From the listing below, pick out each line with the word "this".
☆ ☆ ☆ ☆ ☆ ☆ ☆
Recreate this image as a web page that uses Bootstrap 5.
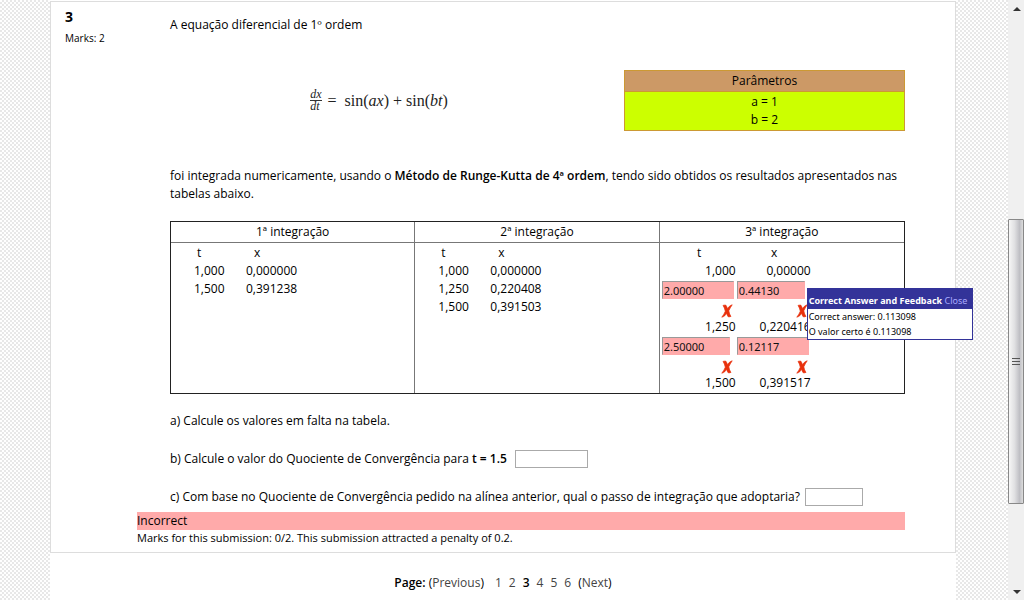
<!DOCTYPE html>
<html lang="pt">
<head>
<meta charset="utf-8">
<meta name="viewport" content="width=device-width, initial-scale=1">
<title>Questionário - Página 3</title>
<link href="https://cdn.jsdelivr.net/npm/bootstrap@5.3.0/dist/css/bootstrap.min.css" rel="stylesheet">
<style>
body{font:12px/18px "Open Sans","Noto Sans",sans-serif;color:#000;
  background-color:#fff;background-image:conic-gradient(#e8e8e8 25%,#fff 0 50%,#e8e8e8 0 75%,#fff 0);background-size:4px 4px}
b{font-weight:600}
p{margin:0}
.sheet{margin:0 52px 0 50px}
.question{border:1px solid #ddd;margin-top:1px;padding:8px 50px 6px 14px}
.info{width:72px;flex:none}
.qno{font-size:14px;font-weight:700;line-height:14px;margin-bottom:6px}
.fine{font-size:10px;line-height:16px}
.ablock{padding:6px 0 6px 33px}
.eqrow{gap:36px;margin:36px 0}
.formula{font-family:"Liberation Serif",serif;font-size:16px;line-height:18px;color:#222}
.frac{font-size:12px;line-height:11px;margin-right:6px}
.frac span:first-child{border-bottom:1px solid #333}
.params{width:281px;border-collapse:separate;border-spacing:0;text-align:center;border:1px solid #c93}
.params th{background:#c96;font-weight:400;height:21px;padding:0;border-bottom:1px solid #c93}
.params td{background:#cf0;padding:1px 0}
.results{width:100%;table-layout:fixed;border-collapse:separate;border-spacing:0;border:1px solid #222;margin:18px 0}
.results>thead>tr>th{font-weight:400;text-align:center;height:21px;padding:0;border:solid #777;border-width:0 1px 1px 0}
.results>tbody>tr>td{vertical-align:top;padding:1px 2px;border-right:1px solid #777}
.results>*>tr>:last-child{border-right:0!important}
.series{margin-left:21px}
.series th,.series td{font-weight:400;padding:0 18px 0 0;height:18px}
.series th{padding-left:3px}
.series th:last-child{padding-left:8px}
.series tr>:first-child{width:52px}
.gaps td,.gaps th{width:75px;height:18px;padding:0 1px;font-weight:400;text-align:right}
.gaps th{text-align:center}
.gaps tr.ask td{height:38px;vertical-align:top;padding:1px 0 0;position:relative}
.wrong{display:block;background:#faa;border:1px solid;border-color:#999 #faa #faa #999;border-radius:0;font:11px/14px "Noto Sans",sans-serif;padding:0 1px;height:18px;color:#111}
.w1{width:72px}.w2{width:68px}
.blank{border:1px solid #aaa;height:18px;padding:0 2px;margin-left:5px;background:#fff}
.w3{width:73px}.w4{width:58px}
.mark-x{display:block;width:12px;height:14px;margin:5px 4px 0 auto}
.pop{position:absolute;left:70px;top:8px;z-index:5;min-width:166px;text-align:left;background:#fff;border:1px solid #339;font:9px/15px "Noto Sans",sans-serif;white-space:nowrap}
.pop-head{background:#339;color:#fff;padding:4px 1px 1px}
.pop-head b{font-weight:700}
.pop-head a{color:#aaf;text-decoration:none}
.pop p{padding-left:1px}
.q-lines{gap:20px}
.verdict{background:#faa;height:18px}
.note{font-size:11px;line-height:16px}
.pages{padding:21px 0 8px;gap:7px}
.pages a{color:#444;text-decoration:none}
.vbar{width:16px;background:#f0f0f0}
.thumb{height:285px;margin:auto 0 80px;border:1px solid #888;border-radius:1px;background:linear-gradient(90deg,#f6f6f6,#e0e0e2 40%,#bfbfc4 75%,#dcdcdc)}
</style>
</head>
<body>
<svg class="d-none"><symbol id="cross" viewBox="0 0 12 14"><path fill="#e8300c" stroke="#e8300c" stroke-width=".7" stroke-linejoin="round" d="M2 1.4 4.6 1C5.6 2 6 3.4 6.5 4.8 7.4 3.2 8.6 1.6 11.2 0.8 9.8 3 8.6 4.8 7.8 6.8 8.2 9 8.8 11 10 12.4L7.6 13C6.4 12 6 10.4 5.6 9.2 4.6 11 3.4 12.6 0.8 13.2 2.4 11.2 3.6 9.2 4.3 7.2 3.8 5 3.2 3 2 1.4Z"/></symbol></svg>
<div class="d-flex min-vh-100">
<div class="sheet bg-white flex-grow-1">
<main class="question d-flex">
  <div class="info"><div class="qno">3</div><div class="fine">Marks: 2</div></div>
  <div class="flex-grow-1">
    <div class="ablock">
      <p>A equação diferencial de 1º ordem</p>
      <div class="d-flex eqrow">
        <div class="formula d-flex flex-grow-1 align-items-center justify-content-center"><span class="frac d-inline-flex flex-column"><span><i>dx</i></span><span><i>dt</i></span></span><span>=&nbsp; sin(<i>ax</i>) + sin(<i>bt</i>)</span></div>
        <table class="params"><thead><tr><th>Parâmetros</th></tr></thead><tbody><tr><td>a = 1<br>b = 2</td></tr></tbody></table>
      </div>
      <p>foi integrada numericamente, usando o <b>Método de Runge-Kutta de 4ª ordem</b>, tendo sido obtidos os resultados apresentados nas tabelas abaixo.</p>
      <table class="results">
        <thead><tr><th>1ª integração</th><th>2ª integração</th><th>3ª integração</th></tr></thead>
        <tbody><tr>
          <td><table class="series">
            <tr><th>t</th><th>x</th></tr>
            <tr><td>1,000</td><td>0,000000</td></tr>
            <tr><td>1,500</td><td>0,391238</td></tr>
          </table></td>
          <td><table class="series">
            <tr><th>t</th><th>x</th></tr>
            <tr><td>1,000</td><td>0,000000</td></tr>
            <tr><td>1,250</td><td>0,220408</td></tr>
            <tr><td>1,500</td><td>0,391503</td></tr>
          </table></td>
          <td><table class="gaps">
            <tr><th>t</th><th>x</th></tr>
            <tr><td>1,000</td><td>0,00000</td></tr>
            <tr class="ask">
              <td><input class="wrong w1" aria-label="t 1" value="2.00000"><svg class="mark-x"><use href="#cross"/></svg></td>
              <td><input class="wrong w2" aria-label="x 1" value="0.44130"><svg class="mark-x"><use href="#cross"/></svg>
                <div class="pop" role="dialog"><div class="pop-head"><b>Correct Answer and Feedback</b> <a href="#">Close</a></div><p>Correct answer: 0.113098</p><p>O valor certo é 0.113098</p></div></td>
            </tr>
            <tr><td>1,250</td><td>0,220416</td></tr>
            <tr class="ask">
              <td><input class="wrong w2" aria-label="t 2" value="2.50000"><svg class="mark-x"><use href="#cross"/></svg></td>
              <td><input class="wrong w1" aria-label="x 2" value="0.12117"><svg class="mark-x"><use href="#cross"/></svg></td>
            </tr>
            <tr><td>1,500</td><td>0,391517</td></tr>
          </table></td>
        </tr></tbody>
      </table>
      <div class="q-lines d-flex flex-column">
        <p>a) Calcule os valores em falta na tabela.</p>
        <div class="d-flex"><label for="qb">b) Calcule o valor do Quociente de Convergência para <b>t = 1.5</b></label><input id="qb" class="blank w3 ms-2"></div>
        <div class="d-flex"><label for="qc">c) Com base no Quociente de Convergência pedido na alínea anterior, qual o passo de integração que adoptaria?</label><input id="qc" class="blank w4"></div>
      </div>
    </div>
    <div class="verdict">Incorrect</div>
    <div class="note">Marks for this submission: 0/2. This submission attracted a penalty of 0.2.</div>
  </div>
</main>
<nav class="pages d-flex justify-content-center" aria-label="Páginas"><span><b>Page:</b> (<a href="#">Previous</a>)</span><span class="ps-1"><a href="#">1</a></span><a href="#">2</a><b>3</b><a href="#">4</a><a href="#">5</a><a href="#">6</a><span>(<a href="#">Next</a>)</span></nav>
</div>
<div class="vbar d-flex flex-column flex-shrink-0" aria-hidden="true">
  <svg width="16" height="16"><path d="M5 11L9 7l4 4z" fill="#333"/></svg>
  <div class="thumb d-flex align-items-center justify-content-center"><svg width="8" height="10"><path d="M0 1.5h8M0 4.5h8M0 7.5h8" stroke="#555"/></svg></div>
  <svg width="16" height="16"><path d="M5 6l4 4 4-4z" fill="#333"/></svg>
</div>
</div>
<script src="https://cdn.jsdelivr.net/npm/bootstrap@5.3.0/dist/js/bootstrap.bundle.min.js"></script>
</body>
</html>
☆ ☆ ☆ ☆ ☆ ☆ ☆
Result of the exercise:
Recreate this image as a web page that uses Bootstrap 5.
    <div class="note">Marks for this submission: 0/2. This submission attracted a penalty of 0.2.</div>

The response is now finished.